Set down each line of the data below exactly as it stands, dropping the pictures.

(begin)

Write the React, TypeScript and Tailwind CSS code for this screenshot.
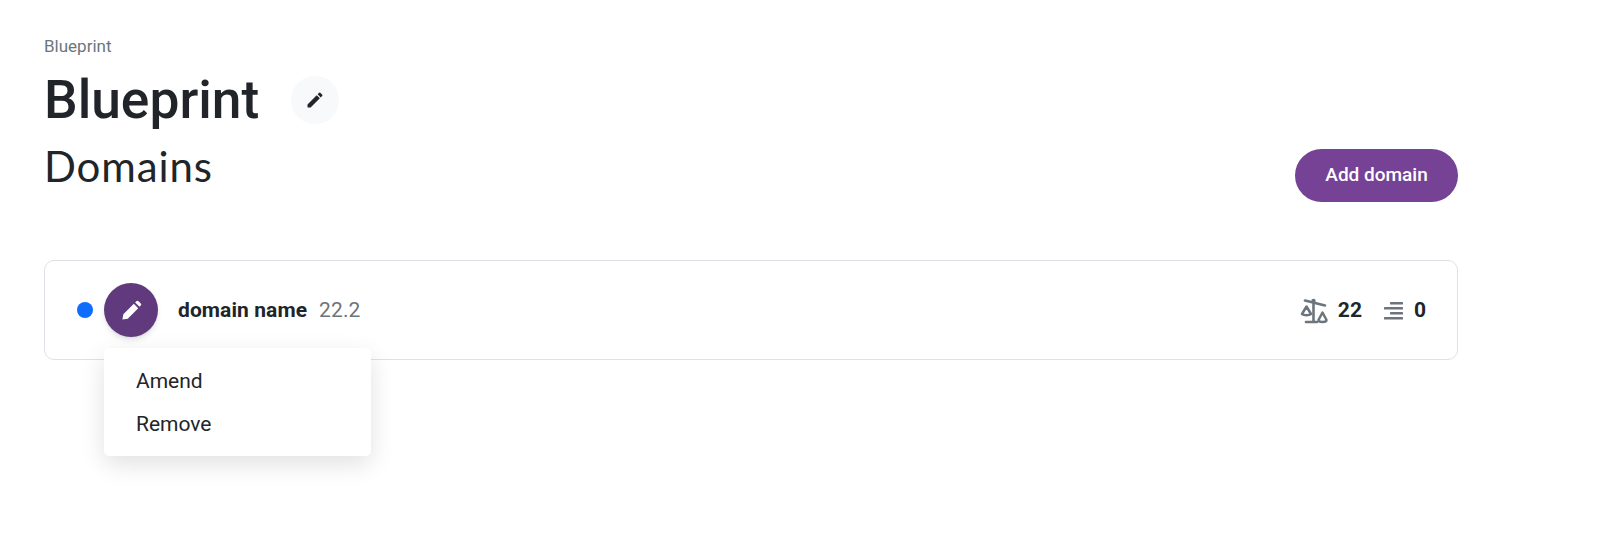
import React from 'react';
import { MdEdit } from 'react-icons/md';

const PencilIcon: React.FC<{ className?: string }> = ({ className }) => (
  <svg viewBox="0 0 24 24" fill="currentColor" className={className}>
    <path d="M2.5 21.5l1-5.6L14.4 5l4.6 4.6L8.1 20.5l-5.6 1zM15.8 3.6l1.3-1.3a1.6 1.6 0 0 1 2.2 0l2.4 2.4a1.6 1.6 0 0 1 0 2.2l-1.3 1.3-4.6-4.6z" />
  </svg>
);

const ScaleIcon: React.FC = () => (
  <svg viewBox="3 5 28 26" className="w-[28px] h-[26px]" fill="none" stroke="#6c757d" strokeWidth="2.5" strokeLinecap="round" strokeLinejoin="round">
    <path d="M8 7.5l20 5" />
    <circle cx="16.5" cy="8" r="2.2" fill="#6c757d" stroke="none" />
    <path d="M16.5 9v19.5M9 29h11" strokeWidth="2.6" />
    <path d="M9.5 13.5l-4.5 7.5a5 2 0 0 0 9 0z" />
    <path d="M25.5 19.5l-4 7.5a4 2 0 0 0 8 0z" />
  </svg>
);

const ListIcon: React.FC = () => (
  <svg viewBox="0 0 19 18" className="w-[19px] h-[18px]" fill="#6c757d">
    <rect x="6" y="0" width="13" height="2.5" rx="0.6" />
    <rect x="0" y="5" width="19" height="2.5" rx="0.6" />
    <rect x="6" y="10" width="13" height="2.5" rx="0.6" />
    <rect x="0" y="15" width="19" height="2.5" rx="0.6" />
  </svg>
);

export default function App() {
  return (
    <div className="min-h-screen bg-white pl-[44px] pt-[36px] w-[1458px] text-[#212529] font-['Roboto',sans-serif]">
      <p className="text-[17px] leading-[20px] text-[#6c757d]">Blueprint</p>

      <div className="flex items-center mt-[10px] h-[68px]">
        <h1 className="text-[53.3px] leading-[64px] font-medium">Blueprint</h1>
        <button className="ml-[32px] w-[48px] h-[48px] rounded-full bg-[#f8f9fa] flex items-center justify-center -mt-[1px]">
          <MdEdit className="w-[20px] h-[20px] text-[#212529]" />
        </button>
      </div>

      <div className="flex items-start justify-between mt-[5px]">
        <h2 className="text-[42px] leading-[52px] pt-[1px] font-normal font-['Lato',sans-serif] tracking-[0.9px]">Domains</h2>
        <button className="mt-[10px] w-[163px] h-[53px] rounded-full bg-[#754296] text-white text-[19px] font-medium">
          Add domain
        </button>
      </div>

      <div className="relative mt-[58px] h-[100px] border border-[#dee2e6] rounded-[10px] flex items-center pl-[32px] pr-[31px]">
        <span className="w-[16px] h-[16px] rounded-full bg-[#0d6efd]" />
        <button className="ml-[11px] w-[54px] h-[54px] rounded-full bg-[#613a7d] shadow-md flex items-center justify-center">
          <PencilIcon className="w-[23px] h-[23px] text-white" />
        </button>
        <span className="ml-[20px] pt-[1px] text-[21px] font-bold tracking-[0.08px]">domain name</span>
        <span className="ml-[12px] pt-[1px] text-[21px] text-[#6c757d] tracking-[0.1px]">22.2</span>

        <div className="ml-auto flex items-center pt-[1px]">
          <ScaleIcon />
          <span className="ml-[10px] text-[21px] font-bold">22</span>
          <span className="ml-[22px]"><ListIcon /></span>
          <span className="ml-[11px] text-[21px] font-bold">0</span>
        </div>

        <div className="absolute left-[59px] top-[87px] w-[267px] h-[108px] bg-white rounded-[5px] shadow-[0_8px_24px_rgba(0,0,0,0.12)] pt-[12px]">
          <p className="pl-[32px] text-[21px] leading-[43px]">Amend</p>
          <p className="pl-[32px] text-[21px] leading-[43px]">Remove</p>
        </div>
      </div>
    </div>
  );
}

(end)

*Completed task*:
Write the React, TypeScript and Tailwind CSS code for this screenshot.
import React from 'react';
import { MdEdit } from 'react-icons/md';

const PencilIcon: React.FC<{ className?: string }> = ({ className }) => (
  <svg viewBox="0 0 24 24" fill="currentColor" className={className}>
    <path d="M2.5 21.5l1-5.6L14.4 5l4.6 4.6L8.1 20.5l-5.6 1zM15.8 3.6l1.3-1.3a1.6 1.6 0 0 1 2.2 0l2.4 2.4a1.6 1.6 0 0 1 0 2.2l-1.3 1.3-4.6-4.6z" />
  </svg>
);

const ScaleIcon: React.FC = () => (
  <svg viewBox="3 5 28 26" className="w-[28px] h-[26px]" fill="none" stroke="#6c757d" strokeWidth="2.5" strokeLinecap="round" strokeLinejoin="round">
    <path d="M8 7.5l20 5" />
    <circle cx="16.5" cy="8" r="2.2" fill="#6c757d" stroke="none" />
    <path d="M16.5 9v19.5M9 29h11" strokeWidth="2.6" />
    <path d="M9.5 13.5l-4.5 7.5a5 2 0 0 0 9 0z" />
    <path d="M25.5 19.5l-4 7.5a4 2 0 0 0 8 0z" />
  </svg>
);

const ListIcon: React.FC = () => (
  <svg viewBox="0 0 19 18" className="w-[19px] h-[18px]" fill="#6c757d">
    <rect x="6" y="0" width="13" height="2.5" rx="0.6" />
    <rect x="0" y="5" width="19" height="2.5" rx="0.6" />
    <rect x="6" y="10" width="13" height="2.5" rx="0.6" />
    <rect x="0" y="15" width="19" height="2.5" rx="0.6" />
  </svg>
);

export default function App() {
  return (
    <div className="min-h-screen bg-white pl-[44px] pt-[36px] w-[1458px] text-[#212529] font-['Roboto',sans-serif]">
      <p className="text-[17px] leading-[20px] text-[#6c757d]">Blueprint</p>

      <div className="flex items-center mt-[10px] h-[68px]">
        <h1 className="text-[53.3px] leading-[64px] font-medium">Blueprint</h1>
        <button className="ml-[32px] w-[48px] h-[48px] rounded-full bg-[#f8f9fa] flex items-center justify-center -mt-[1px]">
          <MdEdit className="w-[20px] h-[20px] text-[#212529]" />
        </button>
      </div>

      <div className="flex items-start justify-between mt-[5px]">
        <h2 className="text-[42px] leading-[52px] pt-[1px] font-normal font-['Lato',sans-serif] tracking-[0.9px]">Domains</h2>
        <button className="mt-[10px] w-[163px] h-[53px] rounded-full bg-[#754296] text-white text-[19px] font-medium">
          Add domain
        </button>
      </div>

      <div className="relative mt-[58px] h-[100px] border border-[#dee2e6] rounded-[10px] flex items-center pl-[32px] pr-[31px]">
        <span className="w-[16px] h-[16px] rounded-full bg-[#0d6efd]" />
        <button className="ml-[11px] w-[54px] h-[54px] rounded-full bg-[#613a7d] shadow-md flex items-center justify-center">
          <PencilIcon className="w-[23px] h-[23px] text-white" />
        </button>
        <span className="ml-[20px] pt-[1px] text-[21px] font-bold tracking-[0.08px]">domain name</span>
        <span className="ml-[12px] pt-[1px] text-[21px] text-[#6c757d] tracking-[0.1px]">22.2</span>

        <div className="ml-auto flex items-center pt-[1px]">
          <ScaleIcon />
          <span className="ml-[10px] text-[21px] font-bold">22</span>
          <span className="ml-[22px]"><ListIcon /></span>
          <span className="ml-[11px] text-[21px] font-bold">0</span>
        </div>

        <div className="absolute left-[59px] top-[87px] w-[267px] h-[108px] bg-white rounded-[5px] shadow-[0_8px_24px_rgba(0,0,0,0.12)] pt-[12px]">
          <p className="pl-[32px] text-[21px] leading-[43px]">Amend</p>
          <p className="pl-[32px] text-[21px] leading-[43px]">Remove</p>
        </div>
      </div>
    </div>
  );
}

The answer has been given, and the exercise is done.